Photo by: iStock

In Defense of Public Nudity

by Angie Fredrickson
Photo by: iStock

“Why is no one wearing pants?!” I remember yelling often with my hands in the air in frustration while my naked children strutted through the living room like a pack of streakers.

Nudity used to run rampant in my house when my daughters were three and six and I used to spend way too much time asking people to put on clothes. My kids’ self-confidence overflowed, and I wondered if maybe they were born in the wrong decade and actually belonged in some 1960s hippie nudist colony.

Today, at seven and ten, my daughters are more modest. At first I was happy about this change, because we have a long history of embarrassing public nakedness. My children would never forgive me if I gave details, but let’s just say there is a now infamous incident at an eating establishment, and leave it at that.

But with my kids’ new awareness about public decency, also comes self-doubt and insecurity. Wardrobe changes now come with closed doors, and it has been a long time since anyone around here went topless simply because their shirt tag was itchy. This newfound modesty marks the beginning of the stage when I have to worry about their body image and confidence.

Almost universally, girls learn to hate their bodies and this scares me. I dread the teen years when I am sure to hear constant complaints from my daughters wanting to be a little smaller here, and a little bigger there. We are quick to blame celebrities and the media, but the path to hating our bodies runs much closer to home. I don’t know any moms who are satisfied with their bodies, and even though we all try to keep that under wraps, our children pick up on the self-shaming.

I truly wondered if there really were any 40-something women out there who bare it all and think: damn, I look good. Well, they do exist, and recently I found three of them in my gym locker room.

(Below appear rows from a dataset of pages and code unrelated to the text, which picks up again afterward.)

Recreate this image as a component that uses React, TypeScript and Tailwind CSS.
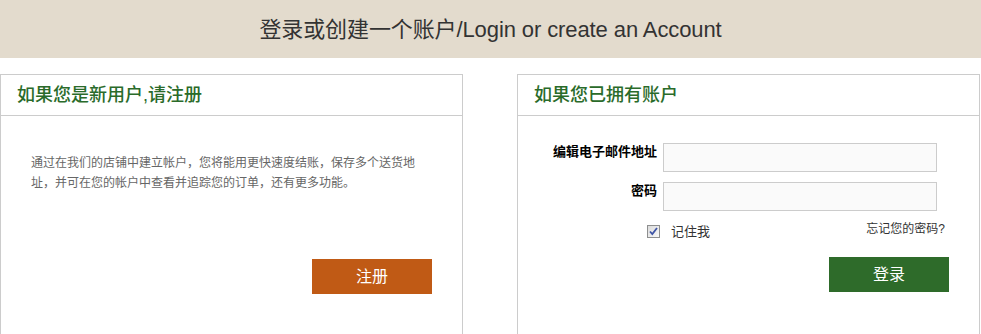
import React from "react";

const font = { fontFamily: '"Liberation Sans", Arial, "Noto Sans CJK SC", sans-serif' };

function Checkbox() {
  return (
    <span className="flex h-[13px] w-[13px] items-center justify-center border border-[#8e8f8f] bg-gradient-to-br from-[#dcdcdc] to-[#f8f8f8]">
      <svg width="9" height="9" viewBox="0 0 9 9">
        <path d="M1 4.5 L3.3 7 L8 1" fill="none" stroke="#3f55a6" strokeWidth="1.8" />
      </svg>
    </span>
  );
}

export default function App() {
  return (
    <div className="h-[334px] w-[981px] overflow-hidden bg-white" style={font}>
      <div className="flex h-[58px] items-center justify-center bg-[#e3dbcd] text-[22px] tracking-[-0.1px] text-[#333]">
        登录或创建一个账户/Login or create an Account
      </div>
      <div className="mt-[16px] flex gap-[54px]">
        <div className="h-[300px] w-[463px] border border-[#ccc]">
          <div className="flex h-[41px] items-center border-b border-[#ccc] px-[16px] text-[18px] font-medium text-[#2a6b2a]">
            如果您是新用户,请注册
          </div>
          <div className="pl-[30px] pr-[30px] pt-[37px]">
            <p className="max-w-[390px] text-[12px] leading-[20px] text-[#666]">
              通过在我们的店铺中建立帐户，您将能用更快速度结账，保存多个送货地址，并可在您的帐户中查看并追踪您的订单，还有更多功能。
            </p>
            <div className="mt-[66px] flex justify-end">
              <button className="h-[35px] w-[120px] bg-[#c05a15] text-[16px] text-white">注册</button>
            </div>
          </div>
        </div>
        <div className="h-[300px] w-[463px] border border-[#ccc]">
          <div className="flex h-[41px] items-center border-b border-[#ccc] px-[16px] text-[18px] font-medium text-[#2a6b2a]">
            如果您已拥有账户
          </div>
          <div className="pt-[27px]">
            <div className="flex gap-[6px]">
              <label className="w-[139px] pt-[1px] text-right text-[13px] font-bold leading-[16px] text-black">编辑电子邮件地址</label>
              <input className="h-[29px] w-[274px] border border-[#ccc] bg-[#fafafa] outline-none" />
            </div>
            <div className="mt-[10px] flex gap-[6px]">
              <label className="w-[139px] pt-[1px] text-right text-[13px] font-bold leading-[16px] text-black">密码</label>
              <input type="password" className="h-[29px] w-[274px] border border-[#ccc] bg-[#fafafa] outline-none" />
            </div>
            <div className="mt-[12px] flex justify-between">
              <div className="mt-[2px] flex items-center gap-[11px] pl-[129px]">
                <Checkbox />
                <span className="text-[13px] leading-[13px] text-[#333]">记住我</span>
              </div>
              <span className="pr-[34px] text-[12px] leading-[12px] text-[#333]">忘记您的密码?</span>
            </div>
            <div className="mt-[19px] flex justify-end pr-[30px]">
              <button className="h-[35px] w-[120px] bg-[#2e6b2a] text-[16px] text-white">登录</button>
            </div>
          </div>
        </div>
      </div>
    </div>
  );
}
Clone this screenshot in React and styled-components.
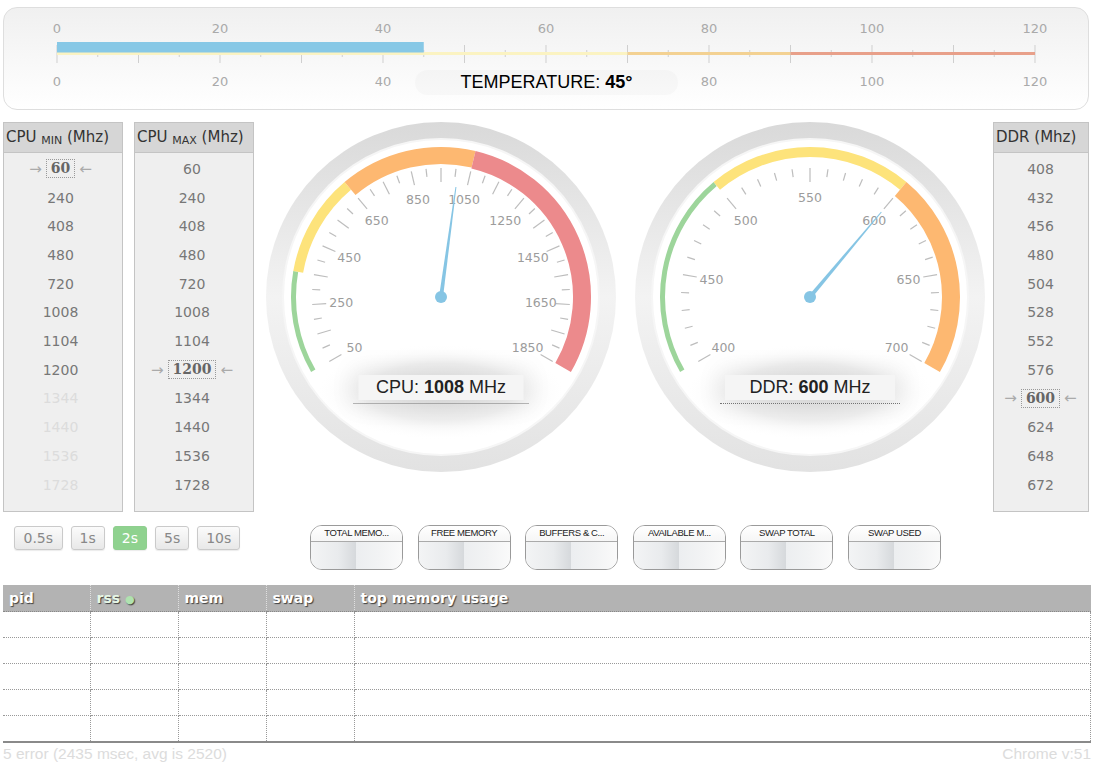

I was minding my own business, cowering in the corner trying to stealthily change from shower towel to clothes and these ladies paraded past me au naturel. They carried on a lively conversation like it was no big deal at all. They chatted and laughed. Things jiggled, and then they laughed some more.

I turned my head to avoid the spectacle and silently yelled, “for the love of God, women, cover yourselves!” These ladies had not been blessed with eternally high metabolism, nor had they been nipped and tucked to perfection, but they happily went about their naked business anyway. The scene was like my kids in the living room all over again, only less cute and more uncomfortable for everyone else.

I don’t know whether they actually thought they looked damn good, or if they just didn’t care. It doesn’t really matter. They were comfortable in their own skin despite their obvious post-pregnancy body damage. They could not care less that their misshapen, different-sized breasts hung low and battled it out with their tummy pooches.

They were just ordinary moms like me, but they wore their imperfections, proudly, while I was still hiding under my towel.



I want my daughters to be like those women. Yep, I want them to grow up to be the naked ladies in the locker room who undress and re-dress with wild abandon. Instead of ending up like me, and performing a contortionist’s trick trying to stay unexposed while getting dressed; the end of the towel wound up in my clenched teeth where I hold onto it for dear life as I attempt to put on my shirt.

My daughters used to be those naked ladies… but eventually, total immodesty turned into modesty, and then perhaps, like me, into embarrassment and shame.

I wanted to ask the locker room ladies how they avoided that path, but I just couldn’t carry on a conversation with that much nudity.

I didn’t appreciate the wildly confident days while we had them. I miss my kids’ free-spiritedness and their uber-positive body image. My wish is for them to always feel comfortable with their bodies, and to periodically parade their naked selves around proudly. Now, I almost hope the kids will publically disrobe again so that I might change my reaction. But preferably not in a restaurant.

Angie Frederickson is a freelance writer and mother of three. When those worlds collide, she has been known to hide from her children in order to meet writing deadlines. One favorite hiding/writing spot is her bedroom closet… they never look there. Frederickson lives in Houston where she writes feature stories for a local lifestyle magazine. Her work has also been featured on Mamalode.